* [Input for this task]:
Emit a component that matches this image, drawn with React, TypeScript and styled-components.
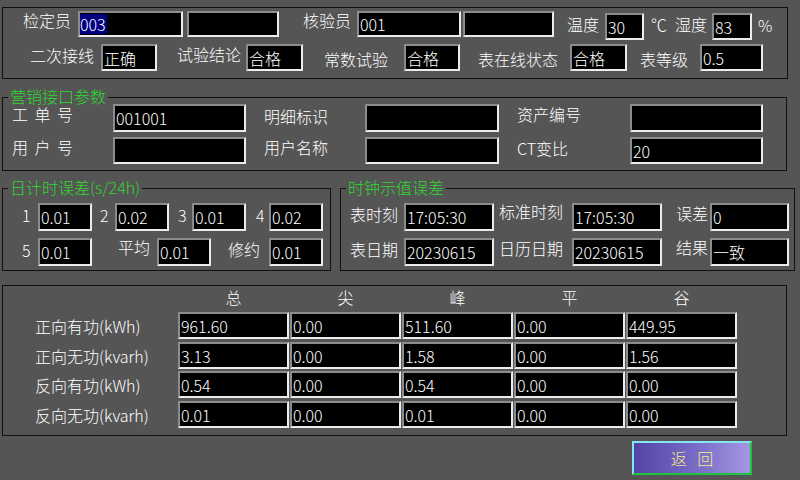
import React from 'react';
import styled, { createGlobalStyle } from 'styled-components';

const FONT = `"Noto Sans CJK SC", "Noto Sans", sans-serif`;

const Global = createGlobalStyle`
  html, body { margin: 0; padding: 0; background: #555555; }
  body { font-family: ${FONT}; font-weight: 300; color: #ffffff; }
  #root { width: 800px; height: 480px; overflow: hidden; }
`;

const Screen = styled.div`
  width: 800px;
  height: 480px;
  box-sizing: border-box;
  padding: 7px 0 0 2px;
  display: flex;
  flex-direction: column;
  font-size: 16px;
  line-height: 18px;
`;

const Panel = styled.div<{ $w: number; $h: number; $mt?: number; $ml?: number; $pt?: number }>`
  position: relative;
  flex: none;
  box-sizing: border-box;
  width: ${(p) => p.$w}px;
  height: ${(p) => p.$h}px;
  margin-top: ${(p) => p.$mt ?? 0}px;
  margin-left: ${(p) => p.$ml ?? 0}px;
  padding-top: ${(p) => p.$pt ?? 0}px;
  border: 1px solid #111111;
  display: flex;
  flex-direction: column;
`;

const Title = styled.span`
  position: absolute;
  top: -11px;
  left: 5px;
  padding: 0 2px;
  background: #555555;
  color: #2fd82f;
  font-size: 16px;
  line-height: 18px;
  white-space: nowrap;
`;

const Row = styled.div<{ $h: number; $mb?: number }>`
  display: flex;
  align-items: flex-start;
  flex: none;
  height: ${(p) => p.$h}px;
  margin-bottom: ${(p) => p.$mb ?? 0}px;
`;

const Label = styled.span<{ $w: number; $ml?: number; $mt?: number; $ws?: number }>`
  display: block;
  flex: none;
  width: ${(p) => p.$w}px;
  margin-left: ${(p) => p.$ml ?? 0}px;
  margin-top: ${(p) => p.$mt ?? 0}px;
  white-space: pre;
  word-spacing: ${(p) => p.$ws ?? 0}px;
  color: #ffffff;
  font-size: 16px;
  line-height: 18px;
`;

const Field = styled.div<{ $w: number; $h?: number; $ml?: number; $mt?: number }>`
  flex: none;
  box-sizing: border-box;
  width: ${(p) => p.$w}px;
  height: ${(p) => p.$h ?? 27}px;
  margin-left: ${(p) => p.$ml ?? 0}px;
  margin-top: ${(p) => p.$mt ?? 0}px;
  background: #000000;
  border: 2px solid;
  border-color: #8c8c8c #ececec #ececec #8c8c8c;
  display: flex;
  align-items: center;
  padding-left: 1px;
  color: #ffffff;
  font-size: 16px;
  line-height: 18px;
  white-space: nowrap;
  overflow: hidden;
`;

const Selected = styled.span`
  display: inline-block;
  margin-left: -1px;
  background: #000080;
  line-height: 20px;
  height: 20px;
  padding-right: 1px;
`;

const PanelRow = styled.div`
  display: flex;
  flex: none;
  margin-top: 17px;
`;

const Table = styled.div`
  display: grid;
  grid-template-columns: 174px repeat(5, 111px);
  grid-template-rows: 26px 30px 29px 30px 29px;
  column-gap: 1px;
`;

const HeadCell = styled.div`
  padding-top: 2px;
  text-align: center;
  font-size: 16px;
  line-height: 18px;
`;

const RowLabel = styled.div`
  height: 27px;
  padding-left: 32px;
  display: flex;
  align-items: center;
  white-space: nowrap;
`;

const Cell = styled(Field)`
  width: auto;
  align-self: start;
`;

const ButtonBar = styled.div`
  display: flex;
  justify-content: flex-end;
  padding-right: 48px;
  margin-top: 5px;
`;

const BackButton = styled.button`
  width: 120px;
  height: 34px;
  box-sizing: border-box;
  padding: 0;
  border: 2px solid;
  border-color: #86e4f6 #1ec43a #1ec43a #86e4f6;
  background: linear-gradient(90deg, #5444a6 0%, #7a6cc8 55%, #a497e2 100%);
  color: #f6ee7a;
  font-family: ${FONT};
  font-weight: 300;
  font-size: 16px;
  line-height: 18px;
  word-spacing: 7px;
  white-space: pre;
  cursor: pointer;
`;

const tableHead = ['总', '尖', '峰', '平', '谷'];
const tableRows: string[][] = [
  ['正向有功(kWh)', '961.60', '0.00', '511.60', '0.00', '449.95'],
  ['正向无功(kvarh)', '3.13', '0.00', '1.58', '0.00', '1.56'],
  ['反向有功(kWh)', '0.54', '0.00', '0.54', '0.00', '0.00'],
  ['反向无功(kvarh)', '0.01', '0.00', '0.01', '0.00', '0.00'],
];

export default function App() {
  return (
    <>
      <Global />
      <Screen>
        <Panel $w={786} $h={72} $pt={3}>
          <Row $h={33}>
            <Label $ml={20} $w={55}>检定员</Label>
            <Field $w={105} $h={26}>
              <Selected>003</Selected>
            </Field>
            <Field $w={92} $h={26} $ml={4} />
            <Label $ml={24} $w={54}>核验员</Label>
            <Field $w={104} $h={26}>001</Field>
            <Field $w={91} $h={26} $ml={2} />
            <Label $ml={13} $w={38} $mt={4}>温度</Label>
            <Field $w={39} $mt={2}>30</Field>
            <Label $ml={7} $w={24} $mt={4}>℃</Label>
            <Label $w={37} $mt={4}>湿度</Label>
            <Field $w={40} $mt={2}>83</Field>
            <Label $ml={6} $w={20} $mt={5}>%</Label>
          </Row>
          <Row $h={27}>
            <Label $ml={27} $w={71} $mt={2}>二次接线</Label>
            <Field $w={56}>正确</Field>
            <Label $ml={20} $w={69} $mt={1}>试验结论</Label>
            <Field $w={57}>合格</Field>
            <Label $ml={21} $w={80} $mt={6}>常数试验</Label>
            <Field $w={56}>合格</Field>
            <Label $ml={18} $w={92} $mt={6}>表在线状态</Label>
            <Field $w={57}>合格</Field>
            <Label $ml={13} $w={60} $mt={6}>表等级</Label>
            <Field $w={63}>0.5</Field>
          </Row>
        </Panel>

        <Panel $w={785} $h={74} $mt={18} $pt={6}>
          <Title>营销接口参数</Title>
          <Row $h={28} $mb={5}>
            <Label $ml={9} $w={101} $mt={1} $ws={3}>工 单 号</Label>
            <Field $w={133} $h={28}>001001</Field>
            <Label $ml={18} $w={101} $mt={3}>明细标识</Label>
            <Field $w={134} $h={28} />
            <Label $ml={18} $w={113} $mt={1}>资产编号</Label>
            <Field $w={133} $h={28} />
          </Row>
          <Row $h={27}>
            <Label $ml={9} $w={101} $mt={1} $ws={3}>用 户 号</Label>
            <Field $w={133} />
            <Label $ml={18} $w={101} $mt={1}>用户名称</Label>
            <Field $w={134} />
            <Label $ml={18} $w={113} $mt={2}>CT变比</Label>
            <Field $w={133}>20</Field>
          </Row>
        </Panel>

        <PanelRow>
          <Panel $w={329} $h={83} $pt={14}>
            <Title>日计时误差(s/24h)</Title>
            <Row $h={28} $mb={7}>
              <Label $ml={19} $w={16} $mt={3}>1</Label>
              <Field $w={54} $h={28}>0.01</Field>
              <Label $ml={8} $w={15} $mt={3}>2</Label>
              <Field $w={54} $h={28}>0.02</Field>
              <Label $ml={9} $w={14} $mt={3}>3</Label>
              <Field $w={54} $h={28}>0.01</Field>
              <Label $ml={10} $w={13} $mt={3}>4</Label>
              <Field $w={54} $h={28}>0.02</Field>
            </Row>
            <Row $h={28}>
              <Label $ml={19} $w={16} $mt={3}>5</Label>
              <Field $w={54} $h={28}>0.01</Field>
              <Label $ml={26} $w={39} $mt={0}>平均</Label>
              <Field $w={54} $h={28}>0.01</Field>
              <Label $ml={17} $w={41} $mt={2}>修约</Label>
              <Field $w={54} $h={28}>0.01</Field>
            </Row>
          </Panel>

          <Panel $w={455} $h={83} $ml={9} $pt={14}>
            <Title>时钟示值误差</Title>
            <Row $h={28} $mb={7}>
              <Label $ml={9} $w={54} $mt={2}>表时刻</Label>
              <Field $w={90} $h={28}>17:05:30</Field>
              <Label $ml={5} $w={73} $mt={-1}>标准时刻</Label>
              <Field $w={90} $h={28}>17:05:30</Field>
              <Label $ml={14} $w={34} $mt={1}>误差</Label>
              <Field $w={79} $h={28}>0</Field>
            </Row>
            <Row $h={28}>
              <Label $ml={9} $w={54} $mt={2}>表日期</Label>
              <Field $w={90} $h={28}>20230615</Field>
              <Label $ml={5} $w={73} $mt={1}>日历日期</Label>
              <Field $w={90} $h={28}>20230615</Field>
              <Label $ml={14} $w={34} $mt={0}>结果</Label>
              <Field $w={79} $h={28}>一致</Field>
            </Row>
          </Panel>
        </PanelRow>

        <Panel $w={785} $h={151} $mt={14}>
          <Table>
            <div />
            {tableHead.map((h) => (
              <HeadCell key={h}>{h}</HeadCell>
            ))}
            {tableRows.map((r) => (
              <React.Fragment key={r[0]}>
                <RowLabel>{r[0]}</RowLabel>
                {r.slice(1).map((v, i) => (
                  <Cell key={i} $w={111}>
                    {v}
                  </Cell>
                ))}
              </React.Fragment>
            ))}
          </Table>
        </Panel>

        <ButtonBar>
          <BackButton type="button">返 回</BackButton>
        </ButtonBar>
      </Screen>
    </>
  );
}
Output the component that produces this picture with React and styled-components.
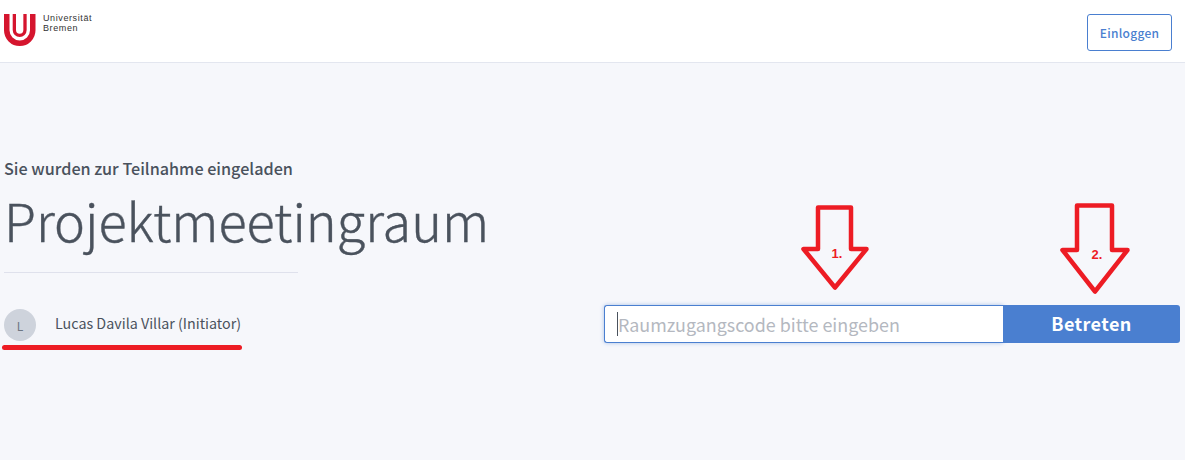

* [What this task involves]: Copy every line from the entries that contains the word "components".

* [The reply]:
Emit a component that matches this image, drawn with React, TypeScript and styled-components.
import styled, { createGlobalStyle } from 'styled-components';
Output the component that produces this picture with React and styled-components.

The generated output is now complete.